> SHORT PROBLEM: Repeat all the material exactly; pictures stay out of your copy.

>> begin AVAILABLE RECORDS

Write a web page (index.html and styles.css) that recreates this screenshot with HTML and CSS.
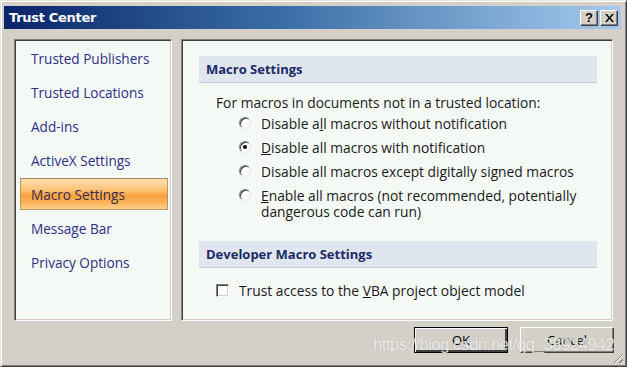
FILE: index.html
```html
<!DOCTYPE html>
<html lang="en">
<head>
    <meta charset="UTF-8">
    <title>Trust Center</title>
    <link rel="stylesheet" href="styles.css">
</head>
<body>
    <div class="window">
        <!-- Title bar -->
        <div class="titlebar">
            <span class="title">Trust Center</span>
            <div class="title-buttons">
                <span class="tbtn">?</span>
                <span class="tbtn tbtn-close">
                    <svg width="9" height="8" viewBox="0 0 9 8"><path d="M0 0h2l2.5 3 2.5-3h2L5.5 4 9 8H7L4.5 5 2 8H0l3.5-4z" fill="#000"/></svg>
                </span>
            </div>
        </div>

        <div class="main">
            <!-- Left navigation -->
            <ul class="nav panel">
                <li>Trusted Publishers</li>
                <li>Trusted Locations</li>
                <li>Add-ins</li>
                <li>ActiveX Settings</li>
                <li class="active">Macro Settings</li>
                <li>Message Bar</li>
                <li>Privacy Options</li>
            </ul>

            <!-- Settings -->
            <div class="content panel">
                <div class="section-head">Macro Settings</div>
                <p class="intro">For macros in documents not in a trusted location:</p>
                <div class="options">
                    <label class="option"><span class="radio"></span><span>Disable a<u>l</u>l macros without notification</span></label>
                    <label class="option"><span class="radio checked"></span><span><u>D</u>isable all macros with notification</span></label>
                    <label class="option"><span class="radio"></span><span>Disable all macros except di<u>g</u>itally signed macros</span></label>
                    <label class="option"><span class="radio"></span><span><u>E</u>nable all macros (not recommended, potentially<br>dangerous code can run)</span></label>
                </div>

                <div class="section-head dev">Developer Macro Settings</div>
                <label class="check-row"><span class="checkbox"></span><span>Trust access to the <u>V</u>BA project object model</span></label>
            </div>
        </div>

        <div class="footer">
            <button class="btn btn-default">OK</button>
            <button class="btn">Cancel</button>
        </div>

        <div class="watermark">https://blog.csdn.net/qq_38924942</div>
        <div class="grip"></div>
    </div>
</body>
</html>
```

FILE: styles.css
```css
* {
    margin: 0;
    padding: 0;
    box-sizing: border-box;
}

body {
    font-family: 'Open Sans', 'Noto Sans', sans-serif;
    font-size: 13.8px;
    background-color: #d4d0c8;
    overflow: hidden;
}

/* Window frame */
.window {
    position: relative;
    width: 627px;
    height: 367px;
    padding: 5px 5px 0 3px;
    background-color: #d4d0c8;
    border-top: 1px solid #e8e6e0;
    border-left: 1px solid #e8e6e0;
    border-right: 1px solid #404040;
    border-bottom: 1px solid #404040;
    box-shadow: inset 1px 1px 0 #fff, inset -1px -1px 0 #808080;
}

.titlebar {
    height: 23px;
    display: flex;
    align-items: center;
    justify-content: space-between;
    padding: 0 0 0 5px;
    background: linear-gradient(to right, #0a246a 0%, #3a6ea5 45%, #a6caf0 100%);
}

.title {
    color: #fff;
    font-family: 'DejaVu Sans', sans-serif;
    font-weight: bold;
    font-size: 13px;
    letter-spacing: -0.3px;
}

.title-buttons {
    display: flex;
    gap: 2px;
    padding-right: 3px;
}

.tbtn {
    width: 18px;
    height: 16px;
    display: flex;
    align-items: center;
    justify-content: center;
    background-color: #d4d0c8;
    border-top: 1px solid #fff;
    border-left: 1px solid #fff;
    border-right: 1px solid #404040;
    border-bottom: 1px solid #404040;
    box-shadow: inset -1px -1px 0 #808080;
    font-family: 'Liberation Sans', sans-serif;
    font-weight: bold;
    font-size: 13px;
    color: #000;
}

/* Panels */
.main {
    display: flex;
    gap: 9px;
    margin-top: 10px;
    padding-left: 10px;
    height: 282px;
}

.panel {
    background-color: #f5f9f6;
    border-top: 1px solid #808080;
    border-left: 1px solid #808080;
    border-right: 1px solid #fff;
    border-bottom: 1px solid #fff;
    box-shadow: inset 1px 1px 0 #404040, inset -1px -1px 0 #d4d0c8;
}

.nav {
    width: 158px;
    list-style: none;
    padding: 2px 3px 0 5px;
}

.nav li {
    height: 32px;
    margin-bottom: 2px;
    padding-left: 11px;
    display: flex;
    align-items: center;
    color: #2e2e86;
    font-size: 13.6px;
}

.nav li.active {
    border: 1px solid #c09660;
    border-top-color: #a8875f;
    padding-left: 10px;
    background: linear-gradient(to bottom, #fde0b0 0%, #fbc579 35%, #f7a23c 55%, #fab35b 80%, #fcd08c 100%);
    color: #3a2a58;
}

.content {
    width: 432px;
    padding: 16px 15px 0 17px;
}

.section-head {
    height: 27px;
    padding-left: 7px;
    display: flex;
    align-items: center;
    background-color: #dfe6ef;
    border-bottom: 1px solid #c6ccd6;
    color: #1c2a68;
    font-weight: bold;
    font-size: 13px;
}

.section-head.dev {
    margin-top: 17px;
}

.intro {
    margin-top: 11px;
    padding-left: 17px;
    line-height: 18px;
    color: #1a1a1a;
}

.options {
    padding-left: 40px;
}

.option {
    display: flex;
    align-items: flex-start;
    gap: 10px;
    line-height: 16px;
    padding: 4px 0;
    color: #1a1a1a;
}

.radio {
    flex: none;
    width: 12px;
    height: 12px;
    margin-top: 1px;
    border-radius: 50%;
    background-color: #fff;
    border: 1px solid;
    border-color: #808080 #e8e8e8 #e8e8e8 #808080;
    box-shadow: inset 1px 1px 0 #404040;
    position: relative;
}

.radio.checked::after {
    content: "";
    position: absolute;
    left: 3px;
    top: 3px;
    width: 4px;
    height: 4px;
    border-radius: 50%;
    background-color: #000;
}

.check-row {
    display: flex;
    align-items: center;
    gap: 10px;
    margin-top: 13px;
    padding-left: 17px;
    color: #1a1a1a;
}

.checkbox {
    width: 13px;
    height: 13px;
    background-color: #fff;
    border: 1px solid;
    border-color: #808080 #fff #fff #808080;
    box-shadow: inset 1px 1px 0 #404040, inset -1px -1px 0 #d4d0c8;
}

/* Footer buttons */
.footer {
    display: flex;
    justify-content: flex-end;
    gap: 12px;
    margin-top: 6px;
    padding-right: 7px;
}

.btn {
    width: 94px;
    height: 26px;
    background-color: #d4d0c8;
    font-family: 'Open Sans', 'Noto Sans', sans-serif;
    font-size: 13px;
    color: #000;
    border-top: 1px solid #fff;
    border-left: 1px solid #fff;
    border-right: 1px solid #404040;
    border-bottom: 1px solid #404040;
    box-shadow: inset -1px -1px 0 #808080;
}

.btn-default {
    border: 1px solid #000;
    box-shadow: inset 1px 1px 0 #fff, inset -2px -2px 0 #404040;
}

/* Overlays */
.watermark {
    position: absolute;
    left: 372px;
    top: 334px;
    font-family: 'Liberation Sans', sans-serif;
    font-size: 17px;
    letter-spacing: -0.6px;
    color: rgba(255, 255, 255, 0.75);
    text-shadow: 0 0 1px rgba(120, 120, 120, 0.5);
}

.grip {
    position: absolute;
    right: 3px;
    bottom: 3px;
    width: 12px;
    height: 12px;
    background: repeating-linear-gradient(135deg, transparent 0 2px, #808080 2px 3px, #fff 3px 4px);
    clip-path: polygon(100% 0, 100% 100%, 0 100%);
}
```
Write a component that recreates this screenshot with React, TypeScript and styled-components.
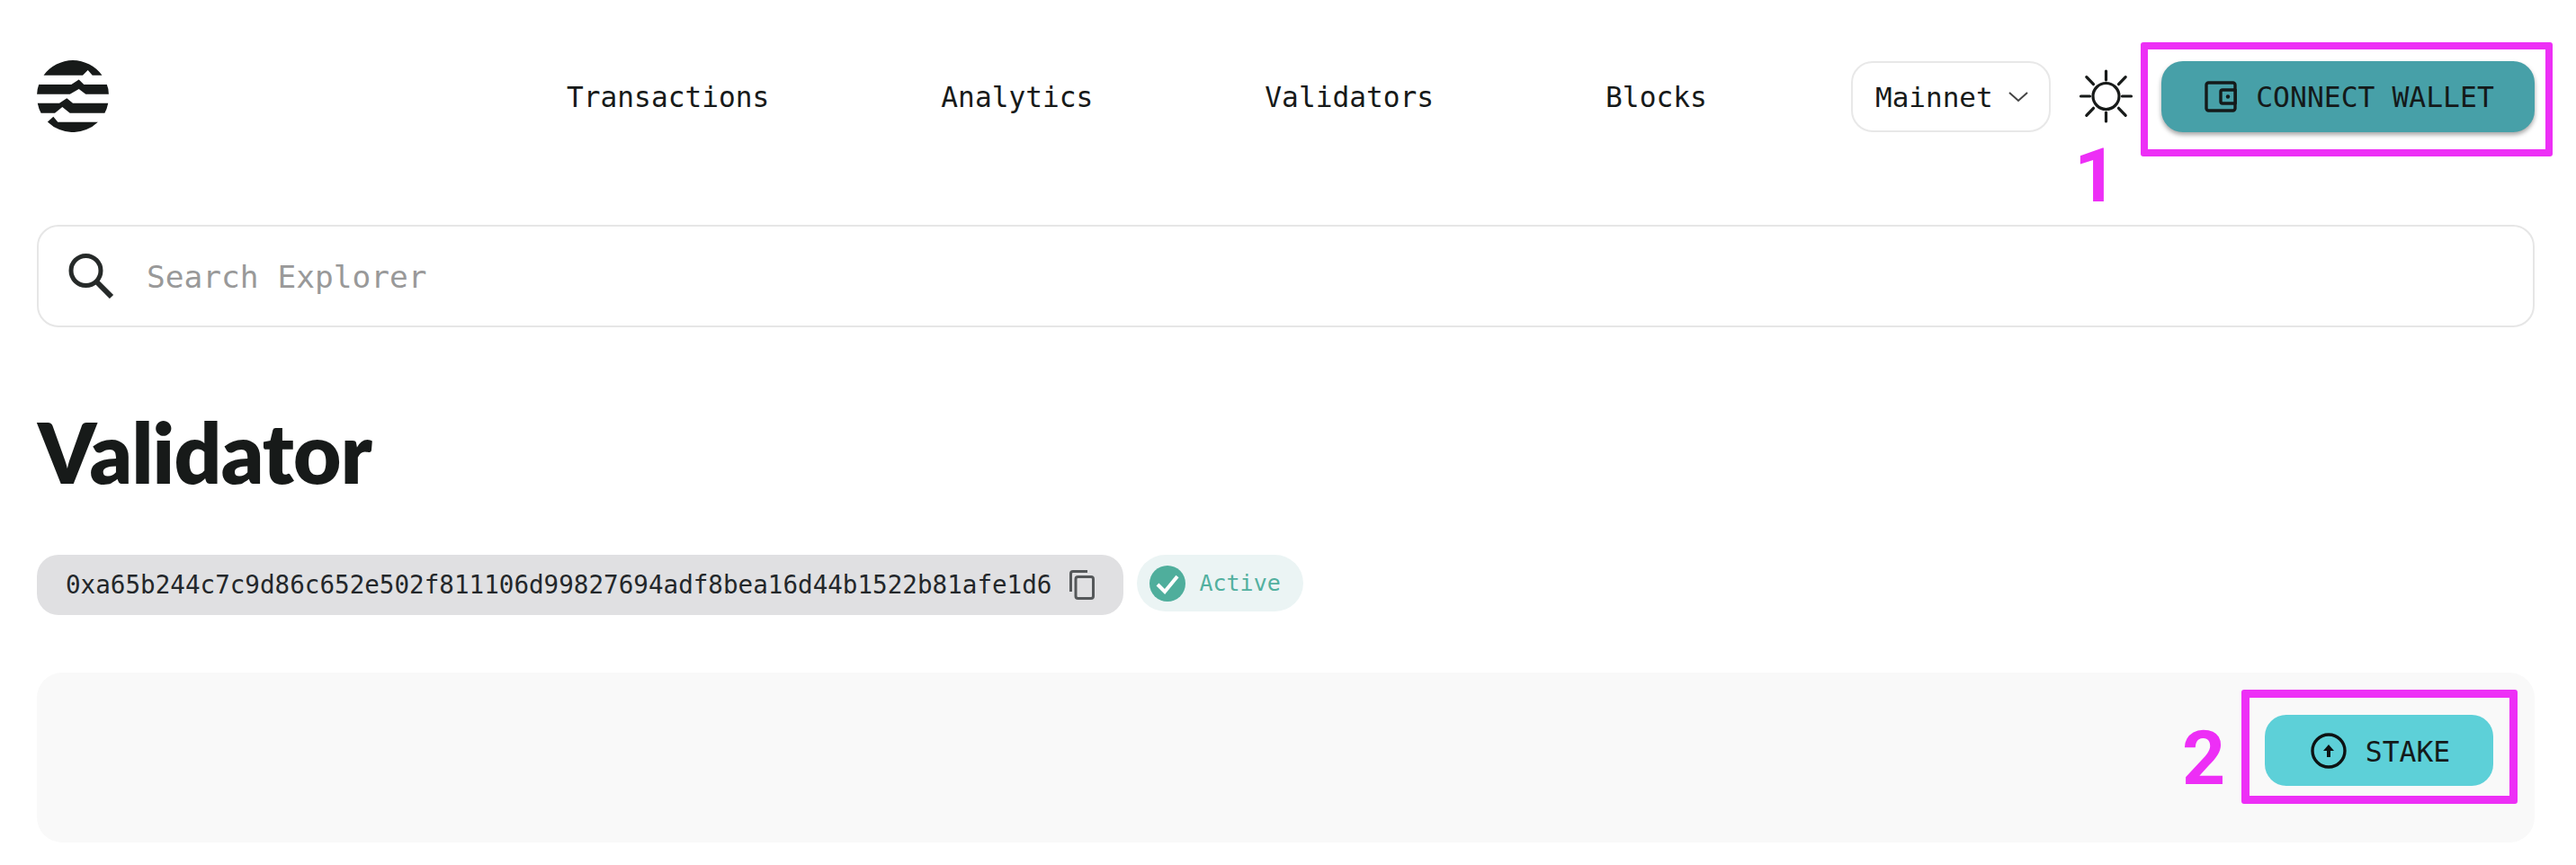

>> end AVAILABLE RECORDS

> THE ANSWER:
Write a web page (index.html and styles.css) that recreates this screenshot with HTML and CSS.
FILE: index.html
```html
<!DOCTYPE html>
<html lang="en">
<head>
    <meta charset="UTF-8">
    <title>Trust Center</title>
    <link rel="stylesheet" href="styles.css">
</head>
<body>
    <div class="window">
        <!-- Title bar -->
        <div class="titlebar">
            <span class="title">Trust Center</span>
            <div class="title-buttons">
                <span class="tbtn">?</span>
                <span class="tbtn tbtn-close">
                    <svg width="9" height="8" viewBox="0 0 9 8"><path d="M0 0h2l2.5 3 2.5-3h2L5.5 4 9 8H7L4.5 5 2 8H0l3.5-4z" fill="#000"/></svg>
                </span>
            </div>
        </div>

        <div class="main">
            <!-- Left navigation -->
            <ul class="nav panel">
                <li>Trusted Publishers</li>
                <li>Trusted Locations</li>
                <li>Add-ins</li>
                <li>ActiveX Settings</li>
                <li class="active">Macro Settings</li>
                <li>Message Bar</li>
                <li>Privacy Options</li>
            </ul>

            <!-- Settings -->
            <div class="content panel">
                <div class="section-head">Macro Settings</div>
                <p class="intro">For macros in documents not in a trusted location:</p>
                <div class="options">
                    <label class="option"><span class="radio"></span><span>Disable a<u>l</u>l macros without notification</span></label>
                    <label class="option"><span class="radio checked"></span><span><u>D</u>isable all macros with notification</span></label>
                    <label class="option"><span class="radio"></span><span>Disable all macros except di<u>g</u>itally signed macros</span></label>
                    <label class="option"><span class="radio"></span><span><u>E</u>nable all macros (not recommended, potentially<br>dangerous code can run)</span></label>
                </div>

                <div class="section-head dev">Developer Macro Settings</div>
                <label class="check-row"><span class="checkbox"></span><span>Trust access to the <u>V</u>BA project object model</span></label>
            </div>
        </div>

        <div class="footer">
            <button class="btn btn-default">OK</button>
            <button class="btn">Cancel</button>
        </div>

        <div class="watermark">https://blog.csdn.net/qq_38924942</div>
        <div class="grip"></div>
    </div>
</body>
</html>
```

FILE: styles.css
```css
* {
    margin: 0;
    padding: 0;
    box-sizing: border-box;
}

body {
    font-family: 'Open Sans', 'Noto Sans', sans-serif;
    font-size: 13.8px;
    background-color: #d4d0c8;
    overflow: hidden;
}

/* Window frame */
.window {
    position: relative;
    width: 627px;
    height: 367px;
    padding: 5px 5px 0 3px;
    background-color: #d4d0c8;
    border-top: 1px solid #e8e6e0;
    border-left: 1px solid #e8e6e0;
    border-right: 1px solid #404040;
    border-bottom: 1px solid #404040;
    box-shadow: inset 1px 1px 0 #fff, inset -1px -1px 0 #808080;
}

.titlebar {
    height: 23px;
    display: flex;
    align-items: center;
    justify-content: space-between;
    padding: 0 0 0 5px;
    background: linear-gradient(to right, #0a246a 0%, #3a6ea5 45%, #a6caf0 100%);
}

.title {
    color: #fff;
    font-family: 'DejaVu Sans', sans-serif;
    font-weight: bold;
    font-size: 13px;
    letter-spacing: -0.3px;
}

.title-buttons {
    display: flex;
    gap: 2px;
    padding-right: 3px;
}

.tbtn {
    width: 18px;
    height: 16px;
    display: flex;
    align-items: center;
    justify-content: center;
    background-color: #d4d0c8;
    border-top: 1px solid #fff;
    border-left: 1px solid #fff;
    border-right: 1px solid #404040;
    border-bottom: 1px solid #404040;
    box-shadow: inset -1px -1px 0 #808080;
    font-family: 'Liberation Sans', sans-serif;
    font-weight: bold;
    font-size: 13px;
    color: #000;
}

/* Panels */
.main {
    display: flex;
    gap: 9px;
    margin-top: 10px;
    padding-left: 10px;
    height: 282px;
}

.panel {
    background-color: #f5f9f6;
    border-top: 1px solid #808080;
    border-left: 1px solid #808080;
    border-right: 1px solid #fff;
    border-bottom: 1px solid #fff;
    box-shadow: inset 1px 1px 0 #404040, inset -1px -1px 0 #d4d0c8;
}

.nav {
    width: 158px;
    list-style: none;
    padding: 2px 3px 0 5px;
}

.nav li {
    height: 32px;
    margin-bottom: 2px;
    padding-left: 11px;
    display: flex;
    align-items: center;
    color: #2e2e86;
    font-size: 13.6px;
}

.nav li.active {
    border: 1px solid #c09660;
    border-top-color: #a8875f;
    padding-left: 10px;
    background: linear-gradient(to bottom, #fde0b0 0%, #fbc579 35%, #f7a23c 55%, #fab35b 80%, #fcd08c 100%);
    color: #3a2a58;
}

.content {
    width: 432px;
    padding: 16px 15px 0 17px;
}

.section-head {
    height: 27px;
    padding-left: 7px;
    display: flex;
    align-items: center;
    background-color: #dfe6ef;
    border-bottom: 1px solid #c6ccd6;
    color: #1c2a68;
    font-weight: bold;
    font-size: 13px;
}

.section-head.dev {
    margin-top: 17px;
}

.intro {
    margin-top: 11px;
    padding-left: 17px;
    line-height: 18px;
    color: #1a1a1a;
}

.options {
    padding-left: 40px;
}

.option {
    display: flex;
    align-items: flex-start;
    gap: 10px;
    line-height: 16px;
    padding: 4px 0;
    color: #1a1a1a;
}

.radio {
    flex: none;
    width: 12px;
    height: 12px;
    margin-top: 1px;
    border-radius: 50%;
    background-color: #fff;
    border: 1px solid;
    border-color: #808080 #e8e8e8 #e8e8e8 #808080;
    box-shadow: inset 1px 1px 0 #404040;
    position: relative;
}

.radio.checked::after {
    content: "";
    position: absolute;
    left: 3px;
    top: 3px;
    width: 4px;
    height: 4px;
    border-radius: 50%;
    background-color: #000;
}

.check-row {
    display: flex;
    align-items: center;
    gap: 10px;
    margin-top: 13px;
    padding-left: 17px;
    color: #1a1a1a;
}

.checkbox {
    width: 13px;
    height: 13px;
    background-color: #fff;
    border: 1px solid;
    border-color: #808080 #fff #fff #808080;
    box-shadow: inset 1px 1px 0 #404040, inset -1px -1px 0 #d4d0c8;
}

/* Footer buttons */
.footer {
    display: flex;
    justify-content: flex-end;
    gap: 12px;
    margin-top: 6px;
    padding-right: 7px;
}

.btn {
    width: 94px;
    height: 26px;
    background-color: #d4d0c8;
    font-family: 'Open Sans', 'Noto Sans', sans-serif;
    font-size: 13px;
    color: #000;
    border-top: 1px solid #fff;
    border-left: 1px solid #fff;
    border-right: 1px solid #404040;
    border-bottom: 1px solid #404040;
    box-shadow: inset -1px -1px 0 #808080;
}

.btn-default {
    border: 1px solid #000;
    box-shadow: inset 1px 1px 0 #fff, inset -2px -2px 0 #404040;
}

/* Overlays */
.watermark {
    position: absolute;
    left: 372px;
    top: 334px;
    font-family: 'Liberation Sans', sans-serif;
    font-size: 17px;
    letter-spacing: -0.6px;
    color: rgba(255, 255, 255, 0.75);
    text-shadow: 0 0 1px rgba(120, 120, 120, 0.5);
}

.grip {
    position: absolute;
    right: 3px;
    bottom: 3px;
    width: 12px;
    height: 12px;
    background: repeating-linear-gradient(135deg, transparent 0 2px, #808080 2px 3px, #fff 3px 4px);
    clip-path: polygon(100% 0, 100% 100%, 0 100%);
}
```
Write a component that recreates this screenshot with React, TypeScript and styled-components.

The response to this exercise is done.